The Second Harvard-Boston Air Meet was scheduled for August 26 to September 4, 1911; storms disrupted some scheduled flying. It featured notable pilots and machines of the era, including Thomas Sopwith in a Nieuport monoplane and Lincoln Beachey in a Curtiss biplane (Model D), with events such as altitude and quick-climb contests, accuracy landing, and long cross-country flights. A major highlight was the Boston Globe $10,000 interstate cross-country race, won by Boston native Earle Ovington, and a separate biplane race won by Lieutenant T. D. Milling of the U.S. Navy, underscoring rapid technical progress in aircraft performance over just one year.

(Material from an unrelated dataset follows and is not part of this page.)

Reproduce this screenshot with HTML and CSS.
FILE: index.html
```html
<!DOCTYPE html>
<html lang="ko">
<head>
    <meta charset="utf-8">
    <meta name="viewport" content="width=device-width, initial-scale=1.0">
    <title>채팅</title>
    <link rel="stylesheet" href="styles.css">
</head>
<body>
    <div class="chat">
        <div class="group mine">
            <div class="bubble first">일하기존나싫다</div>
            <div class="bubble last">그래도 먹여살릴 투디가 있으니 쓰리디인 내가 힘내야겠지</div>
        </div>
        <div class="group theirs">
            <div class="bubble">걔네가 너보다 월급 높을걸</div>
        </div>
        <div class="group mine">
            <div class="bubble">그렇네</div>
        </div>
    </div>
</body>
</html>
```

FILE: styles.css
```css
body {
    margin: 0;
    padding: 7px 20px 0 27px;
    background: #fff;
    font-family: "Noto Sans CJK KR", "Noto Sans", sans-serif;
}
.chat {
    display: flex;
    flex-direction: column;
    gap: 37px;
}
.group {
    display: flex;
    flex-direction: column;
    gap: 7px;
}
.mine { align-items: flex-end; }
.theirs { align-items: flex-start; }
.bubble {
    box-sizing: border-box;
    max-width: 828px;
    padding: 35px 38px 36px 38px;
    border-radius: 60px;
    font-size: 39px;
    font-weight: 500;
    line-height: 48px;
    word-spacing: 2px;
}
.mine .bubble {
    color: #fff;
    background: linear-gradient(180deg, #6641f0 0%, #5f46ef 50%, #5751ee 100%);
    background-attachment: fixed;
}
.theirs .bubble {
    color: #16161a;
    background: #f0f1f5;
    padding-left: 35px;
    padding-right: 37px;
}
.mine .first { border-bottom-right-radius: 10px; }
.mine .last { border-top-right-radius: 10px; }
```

The Third (and final) Harvard-Boston Air Meet—referred to in period sources as the “Third Annual Boston Aviation Meet”—was scheduled to take place from June 29 to July 7, 1912, under the direction of William A.P. Willard, with multiple prominent aviators expected to enter. Significant investment in the aviation field was made, including new runways and new hangar buildings. However, tragedy struck on July 1 for Harriet Quimby, celebrated as the first American woman licensed pilot and for her English Channel flight earlier that year. Before thousands of spectators, Quimby flew her new two-seat Blériot XI monoplane during the show with Willard as her passenger—when the plane pitched downward he was thrown from the plane and unable to balance the plane, she fell out too. Reports of invited aviators and competitive events were eclipsed by the fatal accident; this incident appears to have ended Harvard's further involvement with meets and the airfield.

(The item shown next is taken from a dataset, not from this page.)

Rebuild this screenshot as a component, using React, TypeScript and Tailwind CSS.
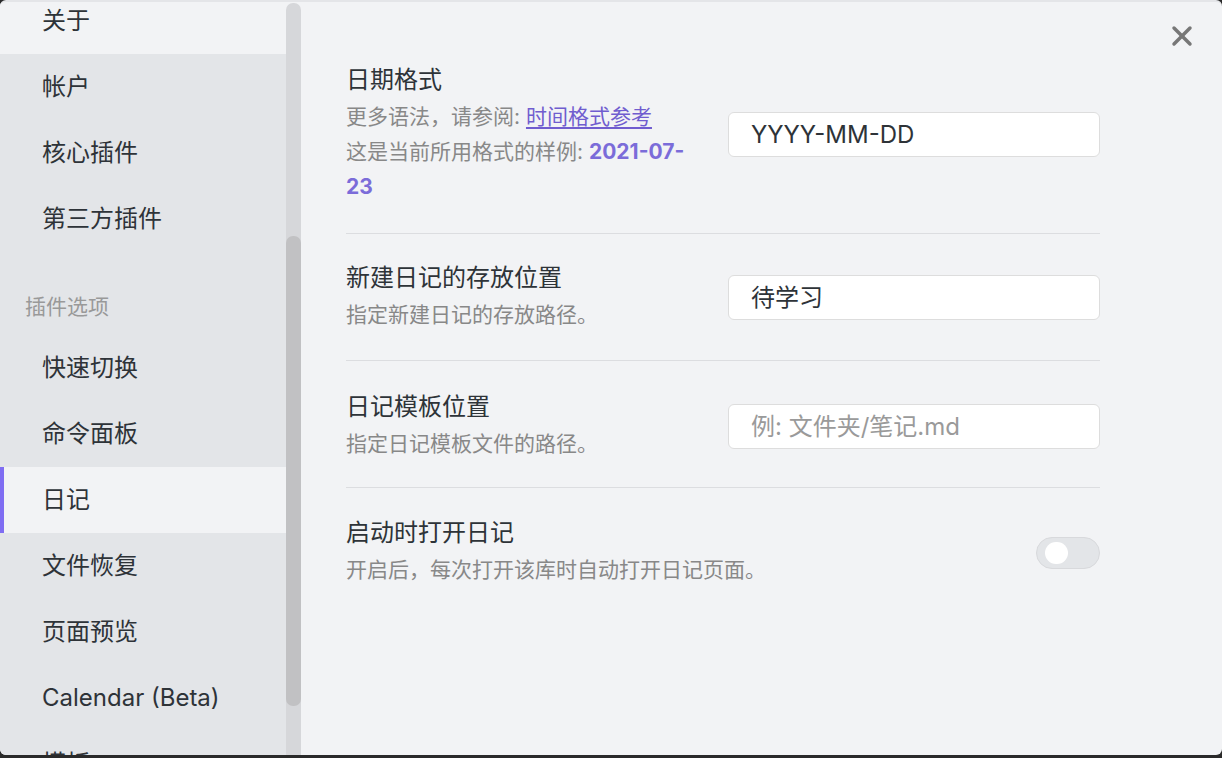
import { X } from 'lucide-react';

const font = { fontFamily: "Inter, 'Noto Sans CJK SC', sans-serif" };

function NavItem({ label, active, marked }: { label: string; active?: boolean; marked?: boolean }) {
  return (
    <div
      className={`h-[66px] flex items-center pl-[38px] text-[24px] text-[#2e3338] border-l-[4px] ${
        active ? 'bg-[#f2f3f5]' : ''
      } ${marked ? 'border-[#7f6df2]' : 'border-transparent'}`}
    >
      {label}
    </div>
  );
}

function Row({
  title,
  children,
  control,
  last,
  infoWidth = 'w-[345px]',
  pad = 'py-[28px]',
}: {
  title: string;
  children: React.ReactNode;
  control: React.ReactNode;
  last?: boolean;
  infoWidth?: string;
  pad?: string;
}) {
  return (
    <div className={`flex items-center ${pad} ${last ? '' : 'border-b border-[#dcdde0]'}`}>
      <div className={`${infoWidth} shrink-0`}>
        <div className="text-[24px] leading-[30px] text-[#2e3338]">{title}</div>
        <div className="text-[21px] leading-[35px] text-[#888888] mt-[4px]">{children}</div>
      </div>
      <div className="flex-1 flex justify-end">{control}</div>
    </div>
  );
}

function TextInput({ value, placeholder }: { value?: string; placeholder?: string }) {
  return (
    <div className="w-[372px] h-[45px] bg-white border border-[#dddddd] rounded-[6px] flex items-center px-[22px] text-[24px]">
      {value ? (
        <span className="text-[#2e3338]">{value}</span>
      ) : (
        <span className="text-[#9a9a9a]">{placeholder}</span>
      )}
    </div>
  );
}

export default function App() {
  return (
    <div className="w-[1222px] h-[758px] bg-[#2a2a2a]" style={font}>
      <div className="h-[755px] rounded-[6px] overflow-hidden flex bg-[#f2f3f5] border-t-[2px] border-[#e4e5e8]">
        {/* Sidebar */}
        <div className="w-[286px] shrink-0 bg-[#e3e5e8] overflow-hidden">
          <div className="-mt-[14px]">
            <NavItem label="关于" active />
            <NavItem label="帐户" />
            <NavItem label="核心插件" />
            <NavItem label="第三方插件" />
            <div className="h-[83px] pt-[43px] pl-[25px] text-[21px] leading-[24px] text-[#999999]">插件选项</div>
            <NavItem label="快速切换" />
            <NavItem label="命令面板" />
            <NavItem label="日记" active marked />
            <NavItem label="文件恢复" />
            <NavItem label="页面预览" />
            <NavItem label="Calendar (Beta)" />
            <NavItem label="模板" />
          </div>
        </div>

        {/* Scrollbar */}
        <div className="w-[15px] shrink-0 bg-[#d6d7da] rounded-t-[7px] mt-[1px]">
          <div className="mt-[233px] h-[470px] rounded-[7px] bg-[#c1c1c3]" />
        </div>

        {/* Content */}
        <div className="relative flex-1 pl-[45px] pr-[122px] pt-[35px]">
          <button className="absolute right-[24px] top-[18px] text-[#777777]">
            <X className="w-[32px] h-[32px]" strokeWidth={2.6} />
          </button>

          <Row title="日期格式" pad="pt-[28px] pb-[29px]" control={<TextInput value="YYYY-MM-DD" />}>
            <div>
              更多语法，请参阅:{' '}
              <span className="text-[#705dcf] underline underline-offset-[3px]">时间格式参考</span>
            </div>
            <div>
              这是当前所用格式的样例: <span className="font-bold text-[#7b6cd9]">2021-07-23</span>
            </div>
          </Row>

          <Row title="新建日记的存放位置" pad="pt-[29px] pb-[28px]" control={<TextInput value="待学习" />}>
            指定新建日记的存放路径。
          </Row>

          <Row
            title="日记模板位置"
            pad="pt-[31px] pb-[26px]"
            control={<TextInput placeholder="例: 文件夹/笔记.md" />}
          >
            指定日记模板文件的路径。
          </Row>

          <Row
            title="启动时打开日记"
            last
            pad="pt-[30px] pb-[28px]"
            infoWidth="w-[440px]"
            control={
              <div className="w-[64px] h-[32px] rounded-full bg-[#e3e5e8] border border-[#d8d9dc] flex items-center pl-[8px]">
                <div className="w-[23px] h-[22px] rounded-full bg-white" />
              </div>
            }
          >
            开启后，每次打开该库时自动打开日记页面。
          </Row>
        </div>
      </div>
    </div>
  );
}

=== Squantum Naval Air Base ===
In the early spring of 1917, with US entry into World War I, the Massachusetts Naval Militia built a small wooden seaplane hangar and pier on the adjacent shoreline for primary naval flight training. The Navy took over that seaplane facility later that spring, encompassing the Harvard Aviation Field, as the Squantum Naval Air Station, but by that fall the base was closed and operations transferred to warmer locations for year-round training. After a period of inactivity, with the assistance of Richard E. Byrd and other WWI veterans, the seaplane base was re-opened on 15 August 1923 as the Naval Reserve Air Station (NRAS) Squantum. A turf airfield was augmented in 1929, leading to its designation as Naval Reserve Air Base (NRAB).

In the World War II era, the base was redesignated Naval Air Station (NAS) Squantum. It played multiple roles during the war — from combat patrols (anti-submarine missions) to primary and advanced flight training for US Navy and Royal Navy aviators. After the war, NAS Squantum continued as a reserve aviation training center, but limitations of very short runways and proximity to Boston Logan Airport increasingly limited operations. By December 1953, the Navy officially closed NAS Squantum.

The site was sold at auction in 1956 to the Boston Edison Company a large regional electric utility corporation. Eventually, the land was leased to marina operators and eventually redeveloped into the Marina Bay (Quincy, Massachusetts) Marina Bay residential and commercial community. The area encompassing the runways of the original airfields were transferred to the State of Massachusetts as Squantum Point Park, created in 2001.

==Accidents and incidents==
- Harriet Quimby and William A.P. Willard were killed there in a plane crash on 1 July 1912.